A Handy Tip: When cleaning up the paintball gun, most people may consider changing the grease. While this is a wise gesture, you don’t necessarily have to do it.
Step 6: Apply grease to vital areas:
Note that paintball guns differ. While some may require oil and grease (Automags), others require oil only (Spyder’s, Tippmann’s, etc.), and some require grease only (spool vales and poppits).
However, don’t apply any lubricant you come across on your paintball marker or its internal components. Instead, ensure it is the right lubricant for the components or inner area of the marker.
How can you know which lubricant is the right one to use? Always check the manufacturer’s manual. You’ll find the ideal lubricant to use.
The manufacturer’s ideal lubricant has been tested and proven to be the best option for the components applied on. So you can go on and use the same lubricant.

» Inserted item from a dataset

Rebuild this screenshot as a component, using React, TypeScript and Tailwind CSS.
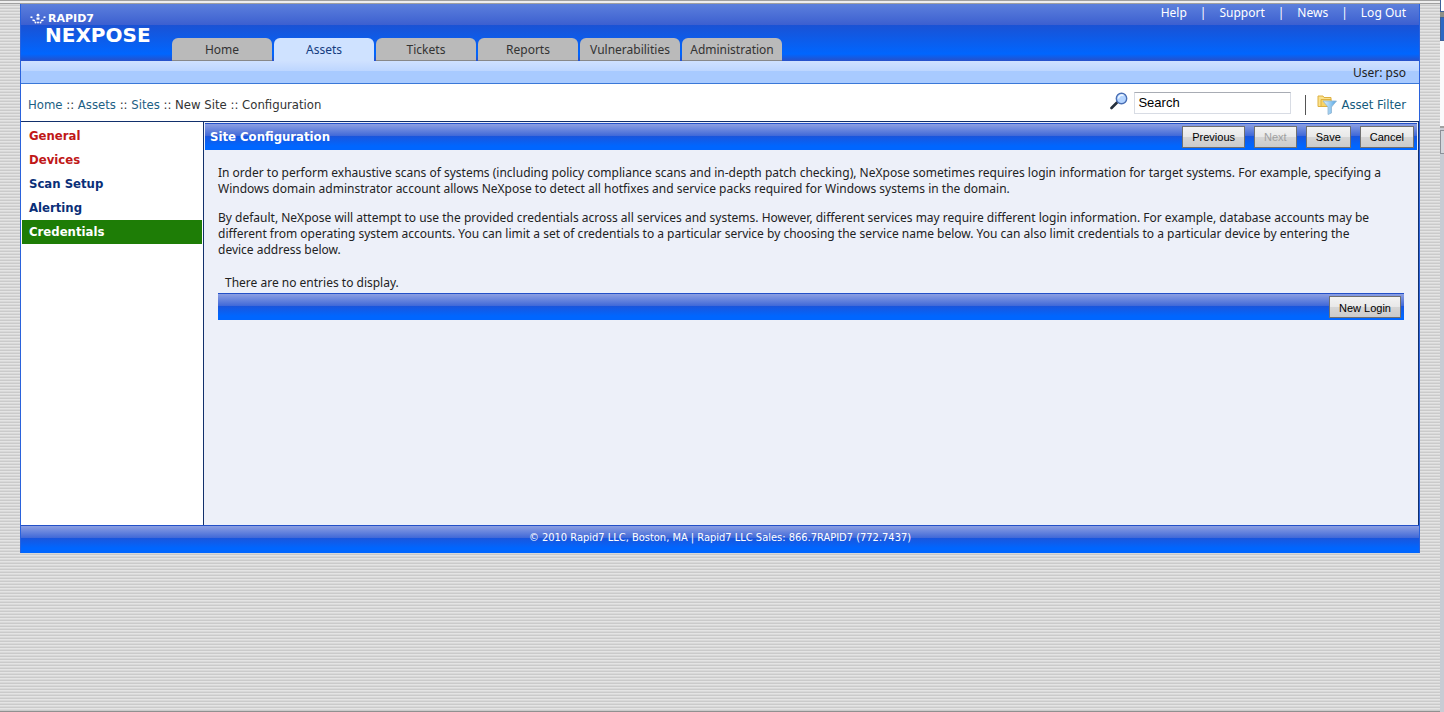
import { clsx } from "clsx";

const topLinks = ["Help", "Support", "News", "Log Out"];

const tabs = ["Home", "Assets", "Tickets", "Reports", "Vulnerabilities", "Administration"];

const steps = [
  { label: "General", color: "text-[#c01818]" },
  { label: "Devices", color: "text-[#c01818]" },
  { label: "Scan Setup", color: "text-[#0a2f78]" },
  { label: "Alerting", color: "text-[#0a2f78]" },
  { label: "Credentials", color: "bg-[#1e7d06] text-white" },
];

const wideFont = "font-['DejaVu_Sans_Condensed','DejaVu_Sans',sans-serif]";

const barClass =
  "border-t border-[#2350c8] bg-[linear-gradient(#8c9fe2_0,#3f68d8_12px,#1a55dc_12px,#0066ff_22px)]";

const Logo = () => (
  <a href="#" aria-label="Rapid7 NeXpose" className="mt-2 ml-2 w-32 shrink-0 text-white">
    <svg viewBox="0 0 128 34" className="h-[34px] w-32" fill="currentColor">
      <circle cx="9" cy="3.2" r="1.4" />
      <rect x="7.5" y="5.5" width="3" height="2.2" />
      <path d="M1.5 5l2 .6M16.5 5l-2 .6M3.5 8l2.5.8M14.5 8l-2.5.8" stroke="currentColor" strokeWidth="1.6" />
      <circle cx="6.5" cy="10.5" r="1" />
      <circle cx="11.5" cy="10.5" r="1" />
      <circle cx="9" cy="10.5" r="1" />
      <text x="19" y="10" fontSize="11" fontWeight="700" fontFamily="DejaVu Sans">RAPID7</text>
      <text x="16" y="30" fontSize="20" fontWeight="700" fontFamily="DejaVu Sans">NEXPOSE</text>
    </svg>
  </a>
);

const SearchIcon = () => (
  <svg viewBox="0 0 18 18" className="mb-1 h-[18px] w-[18px]">
    <path d="M1.5 16 L7 10.5" stroke="#26303c" strokeWidth="2.6" strokeLinecap="round" />
    <circle cx="11.5" cy="6.5" r="5.2" fill="#b4d4ff" stroke="#4a6fb4" strokeWidth="1.4" />
    <path d="M8.5 6.5a3.4 3.4 0 0 1 5-3" fill="none" stroke="#eef6ff" strokeWidth="1.6" />
  </svg>
);

const FilterIcon = () => (
  <svg viewBox="0 0 20 20" className="h-5 w-5">
    <defs>
      <linearGradient id="funnel">
        <stop offset="0" stopColor="#e8f5ff" />
        <stop offset="1" stopColor="#4ea4e4" />
      </linearGradient>
    </defs>
    <path d="M1 1h5l1 1.500h7v9H1z" fill="#fbe28c" stroke="#deb040" />
    <path d="M4 4.500h10v7H4z" fill="#f8d468" stroke="#deb040" />
    <path d="M6 6h13.500l-5 6v6l-3.500 1.500v-7.500z" fill="url(#funnel)" stroke="#8fb4d0" strokeWidth=".8" />
  </svg>
);

const PushButton = ({ label, disabled }: { label: string; disabled?: boolean }) => (
  <button
    disabled={disabled}
    className="h-[22px] border border-[#707070] bg-[linear-gradient(#f3f3f3,#e8e8e8_50%,#d6d6d6_50%,#cbcbcb)] px-[9px] pt-px font-['Liberation_Sans',sans-serif] text-[11px] text-black disabled:text-[#a0a0a0]"
  >
    {label}
  </button>
);

// sliver of the browser scrollbar on the far right
const ScrollStrip = () => (
  <div className="flex w-1 flex-col bg-[#c8ccd4]">
    <div className="h-3 border-b border-l border-[#3c5f98] bg-white" />
    <div className="h-[5px] bg-[#8c9088]" />
    <div className="h-6 border-y border-l border-[#3c5f98] bg-[#2c68c4]" />
    <div className="h-[85px] bg-[#fafafc]" />
    <div className="h-[2px] bg-[#a0a0a0]" />
    <div className="mt-[2px] h-6 border-y border-l border-[#8c9098] bg-[#d4d6dc]" />
  </div>
);

const App = () => {
  return (
    <div className="flex min-h-screen bg-[repeating-linear-gradient(#e4e4e4_0_1px,#d8d8d8_1px_2px,#cacaca_2px_3px)] font-['Noto_Sans',sans-serif] text-[12px] text-[#222]">
      <div className="flex min-w-0 flex-1 flex-col border-b border-[#909090]">
        <div className="h-1 border-y border-[#a0a0a0] bg-[#eee]" />
        <div className="mx-5 border-x border-[#2a62dc]">
          <header className="flex h-[57px] bg-[linear-gradient(#5c80dc_0,#3c5fd0_21px,#1a52d4_21px,#0066ff_50px,#2850c8_57px)]">
            <Logo />
            <nav className="ml-[15px] flex gap-[2px] self-end">
              {tabs.map((tab) => (
                <a
                  key={tab}
                  href="#"
                  className={clsx(
                    "h-[23px] w-[100px] rounded-t-md text-center leading-6",
                    tab === "Assets" ? "bg-[#cfe2ff] text-[#143c80]" : "border-b border-[#888] bg-[#bababa] text-[#333]"
                  )}
                >
                  {tab}
                </a>
              ))}
            </nav>
            <div className="mr-[13px] ml-auto flex gap-[13px] leading-[18px] text-white">
              {topLinks.map((link, index) => (
                <span key={link} className="flex gap-[13px]">
                  {index > 0 && <span>|</span>}
                  <a href="#">{link}</a>
                </span>
              ))}
            </div>
          </header>
          <div className="h-[23px] border-b border-[#3a78d8] bg-[linear-gradient(#cfe1ff_0,#bdd6ff_10px,#a8caff_10px)] pr-[13px] text-right leading-6">
            User: pso
          </div>
          <div className={clsx("flex h-[38px] items-center border-b border-[#12306c] bg-white pr-[13px] pl-[7px] text-[13px]", wideFont)}>
            <div className="flex-1 pt-1 text-[#1c6084]">
              <a href="#">Home</a>
              <span className="text-[#333]"> :: </span>
              <a href="#">Assets</a>
              <span className="text-[#333]"> :: </span>
              <a href="#">Sites</a>
              <span className="text-[#333]"> :: New Site :: Configuration</span>
            </div>
            <SearchIcon />
            <input
              aria-label="Search"
              defaultValue="Search"
              className="ml-[6px] h-[22px] w-[157px] border border-[#d8dce4] border-t-[#a8acb4] bg-white px-[3px] font-['Liberation_Sans',sans-serif] text-[13px] text-black"
            />
            <div className="mt-1 ml-[14px] h-5 w-px bg-[#555]" />
            <a href="#" className="mt-1 ml-[11px] flex items-center gap-1 text-[#145a7c]">
              <FilterIcon />
              Asset Filter
            </a>
          </div>
          <div className="flex min-h-[403px] bg-white">
            <aside className={clsx("w-[183px] shrink-0 border-r border-[#12306c] px-px pt-[2px] text-[13px]", wideFont)}>
              {steps.map((step) => (
                <a key={step.label} href="#" className={clsx("block px-[7px] leading-6 font-bold", step.color)}>
                  {step.label}
                </a>
              ))}
            </aside>
            <main className="flex-1 border-r border-[#12306c] bg-[#edf0f9]">
              <div className={clsx("mx-px mt-px flex h-[27px] items-center justify-between pr-[3px] pl-[5px]", barClass)}>
                <h1 className={clsx("text-[13px] font-bold text-white", wideFont)}>Site Configuration</h1>
                <div className="flex gap-[9px]">
                  <PushButton label="Previous" />
                  <PushButton label="Next" disabled />
                  <PushButton label="Save" />
                  <PushButton label="Cancel" />
                </div>
              </div>
              <div className="px-[14px] pt-[15px] leading-4">
                <p>
                  In order to perform exhaustive scans of systems (including policy compliance scans and in-depth patch checking), NeXpose sometimes requires login information for target systems. For example, specifying a Windows domain adminstrator account allows NeXpose to detect all hotfixes and service packs required for Windows systems in the domain.
                </p>
                <p className="mt-[13px] pr-5">
                  By default, NeXpose will attempt to use the provided credentials across all services and systems. However, different services may require different login information. For example, database accounts may be different from operating system accounts. You can limit a set of credentials to a particular service by choosing the service name below. You can also limit credentials to a particular device by entering the device address below.
                </p>
                <p className="mt-[17px] px-[7px]">There are no entries to display.</p>
                <div className={clsx("mt-[2px] flex h-[27px] items-center justify-end pr-[3px]", barClass)}>
                  <PushButton label="New Login" />
                </div>
              </div>
            </main>
          </div>
          <footer className={clsx("h-[28px] text-center text-[11px] leading-6 text-white", barClass, wideFont)}>
            © 2010 Rapid7 LLC, Boston, MA | Rapid7 LLC Sales: 866.7RAPID7 (772.7437)
          </footer>
        </div>
      </div>
      <ScrollStrip />
    </div>
  );
};

export default App;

A Handy Tip: The Dow 33 grease is the most ideal and popularly used grease for paintball. The Dow 55 is another option, but the issue is that it could make your paintball O-rings swell.
So, if your paintball gun is the type that utilizes grease, get the Dow 33. It’s the best form of grease for paintball markers.
Step 7: Assemble your paintball gun:
After thoroughly cleaning the internal area of the marker and barrel, including other internal components, the next step is to assemble your paintball gun.
It is advisable to follow the instructional manual when assembling your paintball gun. Why? The simple reason is to prevent you from making mistakes.
So, save yourself the stress. Follow the manual given by the manufacturer. You can also follow online videos if the manual seems too difficult to understand.
Step 8: Wipe the outer part of the paintball gun:
After assembling your paintball gun, check it properly to ensure everything is in place. The next step is to wipe the external area of the gun.
Wipe the feedneck, ASA, grip frame, trigger, regulator, and other external areas of the gun.
A Handy Tip: Cleaning the external portion of your paintball gun won’t impact performance. It will only make your gun look neat and attractive.
However, using certain tools to clean your paintball gun is impossible. For instance, using a paper cloth to wipe anodized aluminum is wrong. Why? The paper cloth is somewhat coarse, so there’s a chance it could leave some scratches on the paintball gun.
The ideal material you can use to clean the external portion of a paintball gun without leaving any scratches includes a used toothbrush, Q-tips, microfiber cloth, or damp cloth.
You have read how to clean a paintball gun. Now is the time to put it to the test. We hope the article was helpful and that it addressed all your concerns.
Keeping your paintball guns clean will extend their lifespan. Additionally, it will also make your paintball look presentable for an extended period.
We also explained that cleaning the paintball gun after use is best. Also, gently remove the HPA or Co2 tank before cleaning your paintball gun.